* **What is expected**:
Write out every line below that includes the word "React".

* **Dataset extract**:
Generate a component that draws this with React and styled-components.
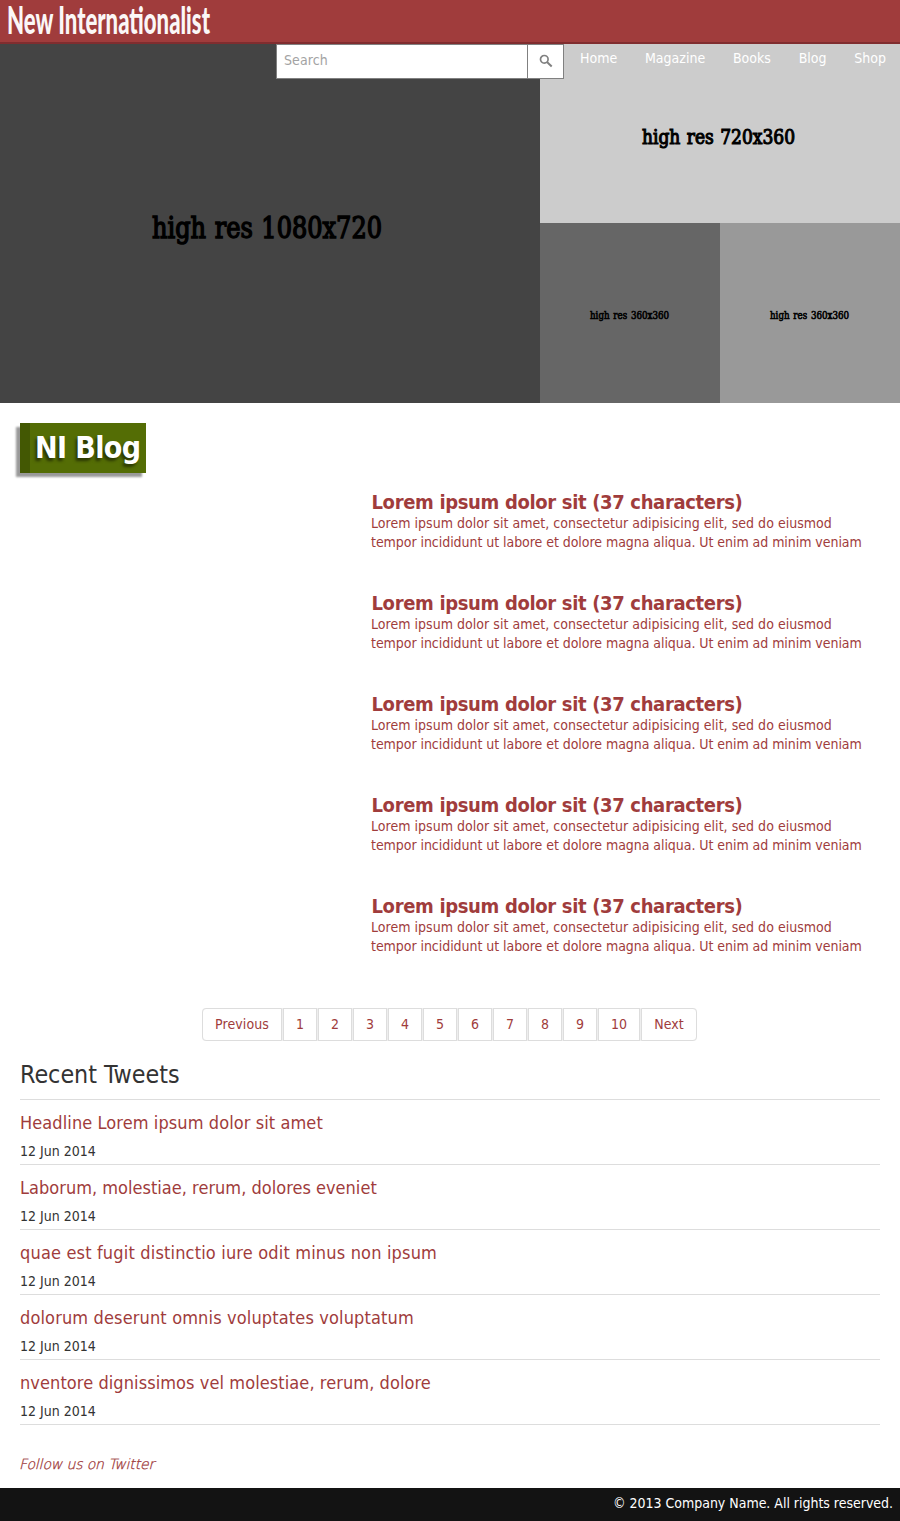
import React from "react";
import styled, { createGlobalStyle } from "styled-components";

const Global = createGlobalStyle`
  * { box-sizing: border-box; }
  body {
    margin: 0;
    background: #fff;
    color: #333;
    font: 14px/19px "DejaVu Sans Condensed", "DejaVu Sans", sans-serif;
    font-stretch: condensed;
  }
  h1, h2, h3, p, ul { margin: 0; padding: 0; }
  ul { list-style: none; }
  a { color: #a03c3c; text-decoration: none; }
`;

const Page = styled.div`
  position: relative;
  width: 900px;
  height: 1521px;
  display: flex;
  flex-direction: column;
`;

const Header = styled.header`
  position: relative;
  z-index: 1;
  flex: none;
  height: 44px;
  background: #a03c3c;
  border-bottom: 2px solid #802d2f;
`;

const Logo = styled.svg`
  display: block;
  width: 100%;
  height: 42px;
  overflow: visible;
  fill: #fbf7f7;
  font: 900 38px Lato, sans-serif;
`;

const Toolbar = styled.div`
  position: absolute;
  z-index: 2;
  top: 44px;
  right: 0;
  display: flex;
`;

const SearchForm = styled.form`
  display: flex;
  width: 288px;
  height: 35px;
  border: 1px solid #808080;
  background: #fff;
`;

const SearchInput = styled.input`
  flex: 1;
  min-width: 0;
  border: 0;
  padding: 0 7px 2px;
  background: none;
  font: inherit;
  letter-spacing: 0.1px;
  &::placeholder { color: #a3a3a3; opacity: 1; }
`;

const SearchButton = styled.button`
  width: 36px;
  border: 0;
  border-left: 1px solid #808080;
  padding: 0 0 1px;
  background: #fff;
  display: flex;
  align-items: center;
  justify-content: center;
`;

const Nav = styled.nav`
  display: flex;
  justify-content: space-between;
  width: 336px;
  padding: 5px 14px 0 16px;
  a { color: #fff; }
`;

const Hero = styled.section`
  flex: none;
  display: grid;
  grid-template: 180px 180px / 540px 180px 180px;
  margin-top: -1px;
`;

const areas = {
  main: "1 / 1 / 3 / 2",
  wide: "1 / 2 / 2 / 4",
  left: "2 / 2 / 3 / 3",
  right: "2 / 3 / 3 / 4",
};

const Tile = styled.svg`
  display: block;
  width: 100%;
  height: 100%;
  grid-area: ${(p) => areas[p.$area]};
  background: ${(p) => p.$tone};
  font-family: "DejaVu Serif Condensed", "DejaVu Serif", serif;
  font-stretch: condensed;
  word-spacing: 0.08em;
  stroke: #000;
`;

const Blog = styled.main`
  flex: none;
  height: 605px;
  padding: 20px 20px 0;
`;

const Badge = styled.h1`
  width: 126px;
  height: 50px;
  padding-left: 5px;
  border-left: 10px solid #435803;
  background: #546d05;
  box-shadow: -4px 4px 2px rgba(0, 0, 0, 0.4);
  color: #fff;
  font-size: 30px;
  letter-spacing: -0.6px;
  line-height: 49px;
  text-shadow: -2px 3px 3px rgba(0, 0, 0, 0.5);
  white-space: nowrap;
`;

const Posts = styled.ul`
  padding: 18px 0 0 351px;
`;

const Post = styled.li`
  height: 101px;
  color: #a03c3c;
  white-space: nowrap;
`;

const PostTitle = styled.h2`
  padding-left: 0.5px;
  font-size: 20px;
  letter-spacing: -0.34px;
  line-height: 23px;
`;

const PostLine = styled.p`
  letter-spacing: ${(p) => p.$tracking}px;
`;

const Pagination = styled.ul`
  flex: none;
  display: flex;
  gap: 1px;
  width: 495px;
  height: 33px;
  margin-left: 202px;
  border-radius: 4px;
  background: #eee;
`;

const PageItem = styled.li`
  width: ${(p) => p.$width}px;
  border: 1px solid #ddd;
  background: #fff;
  letter-spacing: 0.1px;
  line-height: 31px;
  text-align: center;
  &:first-child { border-radius: 4px 0 0 4px; }
  &:last-child { border-radius: 0 4px 4px 0; }
`;

const Tweets = styled.section`
  flex: 1;
  padding: 14px 20px 0;
`;

const TweetsTitle = styled.h2`
  height: 45px;
  border-bottom: 1px solid #ddd;
  font-size: 24.8px;
  font-weight: normal;
  line-height: 40px;
`;

const Tweet = styled.li`
  height: 65px;
  padding-top: 11px;
  border-bottom: 1px solid #ddd;
`;

const TweetTitle = styled.h3`
  height: 31px;
  font-size: 18px;
  font-weight: normal;
  letter-spacing: ${(p) => p.$tracking}px;
  line-height: 23px;
`;

const Follow = styled.a`
  display: inline-block;
  margin: 30px 0 0 -1px;
  font-family: "DejaVu Sans Light", "DejaVu Sans", sans-serif;
  font-weight: 200;
  font-style: italic;
  font-stretch: normal;
  letter-spacing: -0.13px;
  -webkit-text-stroke: 0.3px #a03c3c;
`;

const Footer = styled.footer`
  flex: none;
  height: 33px;
  padding: 6px 7px 0;
  background: #131313;
  color: #fff;
  letter-spacing: -0.02px;
  text-align: right;
`;

const tiles = [
  { area: "main", tone: "#444", label: "high res 1080x720", x: 152, y: 195, size: 30, stroke: 1.4, len: 230 },
  { area: "wide", tone: "#ccc", label: "high res 720x360", x: 102, y: 101, size: 21, stroke: 1.1, len: 153 },
  { area: "left", tone: "#666", label: "high res 360x360", x: 50, y: 96, size: 10.5, stroke: 0.6, len: 79 },
  { area: "right", tone: "#999", label: "high res 360x360", x: 50, y: 96, size: 10.5, stroke: 0.6, len: 79 },
];

const tweets = [
  ["Headline Lorem ipsum dolor sit amet", 0.09],
  ["Laborum, molestiae, rerum, dolores eveniet", 0.02],
  ["quae est fugit distinctio iure odit minus non ipsum", 0.17],
  ["dolorum deserunt omnis voluptates voluptatum", 0.14],
  ["nventore dignissimos vel molestiae, rerum, dolore", 0.08],
];

const pages = ["Previous", 1, 2, 3, 4, 5, 6, 7, 8, 9, 10, "Next"];
const pageWidths = { Previous: 80, 10: 42, Next: 56 };

export default function App() {
  return (
    <Page>
      <Global />
      <Header>
        <Logo>
          <text x="7" y="34" textLength="203" lengthAdjust="spacingAndGlyphs">New Internationalist</text>
        </Logo>
      </Header>
      <Toolbar>
        <SearchForm>
          <SearchInput placeholder="Search" />
          <SearchButton type="button" aria-label="Search">
            <svg width="14" height="14" viewBox="0 0 14 14" fill="none" stroke="#808080">
              <circle cx="5.3" cy="5.3" r="3.8" strokeWidth="1.7" />
              <path d="M8 8l4.7 4.5" strokeWidth="2" />
            </svg>
          </SearchButton>
        </SearchForm>
        <Nav>
          {["Home", "Magazine", "Books", "Blog", "Shop"].map((n) => (
            <a key={n} href="#">{n}</a>
          ))}
        </Nav>
      </Toolbar>
      <Hero>
        {tiles.map((t) => (
          <Tile key={t.area} $area={t.area} $tone={t.tone}>
            <text
              x={t.x}
              y={t.y}
              fontSize={t.size}
              strokeWidth={t.stroke}
              textLength={t.len}
              lengthAdjust="spacingAndGlyphs"
            >
              {t.label}
            </text>
          </Tile>
        ))}
      </Hero>
      <Blog>
        <Badge>NI Blog</Badge>
        <Posts>
          {[1, 2, 3, 4, 5].map((n) => (
            <Post key={n}>
              <PostTitle>Lorem ipsum dolor sit (37 characters)</PostTitle>
              <PostLine $tracking={0.03}>
                Lorem ipsum dolor sit amet, consectetur adipisicing elit, sed do eiusmod
              </PostLine>
              <PostLine $tracking={-0.05}>
                tempor incididunt ut labore et dolore magna aliqua. Ut enim ad minim veniam
              </PostLine>
            </Post>
          ))}
        </Posts>
      </Blog>
      <Pagination>
        {pages.map((p) => (
          <PageItem key={p} $width={pageWidths[p] || 34}>
            <a href="#">{p}</a>
          </PageItem>
        ))}
      </Pagination>
      <Tweets>
        <TweetsTitle>Recent Tweets</TweetsTitle>
        <ul>
          {tweets.map(([title, tracking]) => (
            <Tweet key={title}>
              <TweetTitle $tracking={tracking}>
                <a href="#">{title}</a>
              </TweetTitle>
              <p>12 Jun 2014</p>
            </Tweet>
          ))}
        </ul>
        <Follow href="#">Follow us on Twitter</Follow>
      </Tweets>
      <Footer>© 2013 Company Name. All rights reserved.</Footer>
    </Page>
  );
}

* **Result**:
Generate a component that draws this with React and styled-components.
import React from "react";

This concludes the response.